Cette semaine marquait aussi l’anniversaire du massacre de l’Hyper Cacher le 9 janvier 2015, le second assassinat collectif de Juifs, après celui de Toulouse, par un ressortissant français, et celui des 100 jours après le 7 octobre. 

C’était aussi la semaine où Israël se défendait devant la Cour Internationale de Justice à la Haye d’une accusation de génocide et je ne peux m’empêcher de tresser des fils entre ces événements.

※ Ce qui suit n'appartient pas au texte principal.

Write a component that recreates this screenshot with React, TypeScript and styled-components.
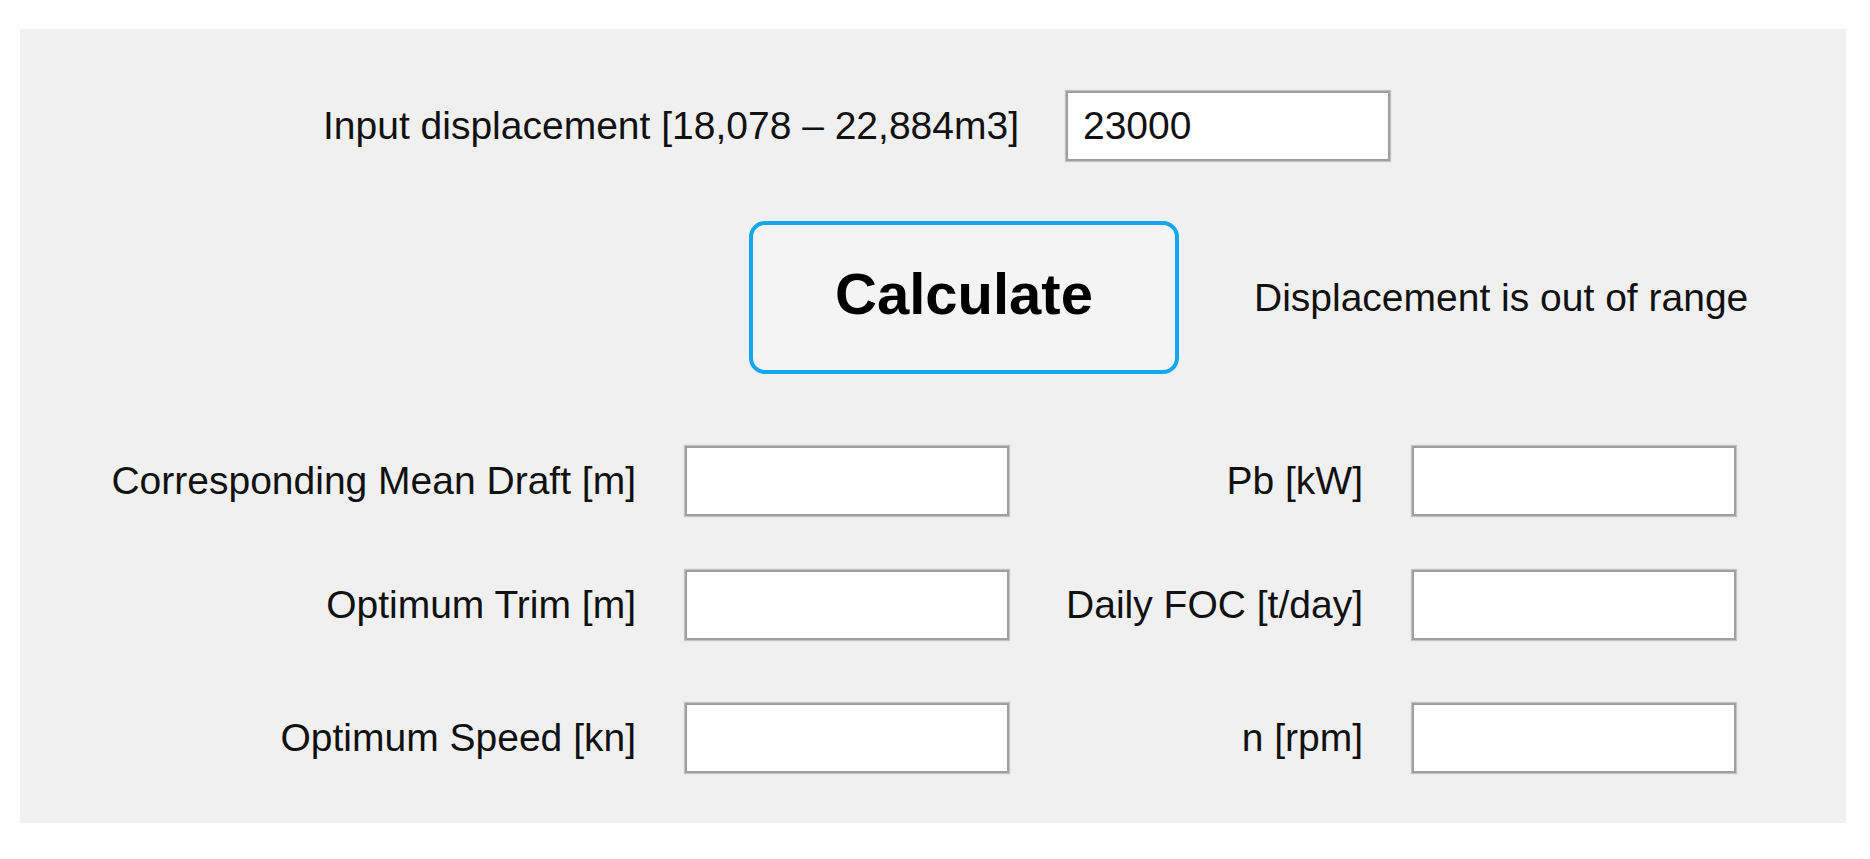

Je me revois à l’Élysée le 19 mars 2012, appelé en urgence par la Présidence de la République dès que les assassinats d’enfants juifs à l’école Ozar Hatorah de Toulouse furent connus. Trois soldats aux noms arabes, Imad ibn Ziaten, Mohamed Legouad et Abel Chennouf (ce dernier était catholique) avaient été assassinés les jours précédents ; un quatrième soldat, Loïc Liber, d’origine antillaise, devint tétraplégique. Le Président du Conseil français du culte musulman (CFCM) avait été invité lui aussi à l’Élysée car les assassinats de soldats avaient fait évoquer dans la presse une attaque contre les musulmans. Il a déclaré qu’un musulman ne pouvait pas être responsable des assassinats d’enfants, comme certains commençaient à le suspecter, car, avait-il dit, « l’Islam est une religion de paix ». Quelques heures plus tard le doute était levé. L’assassinat était le fait d’un islamiste. À supposer qu’il ait su la religion des soldats, Mohammed Merah les considérait comme des apostats, des « koufar », puisqu’ils travaillaient pour la France.

Comme lors de la rue Copernic, 32 ans auparavant, les crimes avaient donc d’abord été attribués à des néo-nazis. La DCRI a privilégié cette piste malgré son dossier sur l’islamisme à Toulouse et sur Mohamed Merah en particulier, ancien délinquant radicalisé, touriste en Afghanistan puis au Pakistan et acrobate sur deux roues, ce qu’était à l’évidence l’homme que la presse appelait le tueur au scooter. Plus tard, la DCRI soutiendra contre vents et marées l’hypothèse du loup solitaire ne voulant pas incriminer une filière islamiste terroriste en France. Et pourtant elle savait que Merah et sa famille étaient liés à un inquiétant gourou, Olivier Corel, alias Abdelilah Al Dandachi, l’émir blanc d’Artigat, qui avait fui la Syrie baathiste et avait obtenu sans difficulté la nationalité française. Olivier Corel deviendrait le père spirituel des Frères Clain et de Sabri Essid, demi-frère de Merah, plus tard militants célèbres et ultra-violents de Daech.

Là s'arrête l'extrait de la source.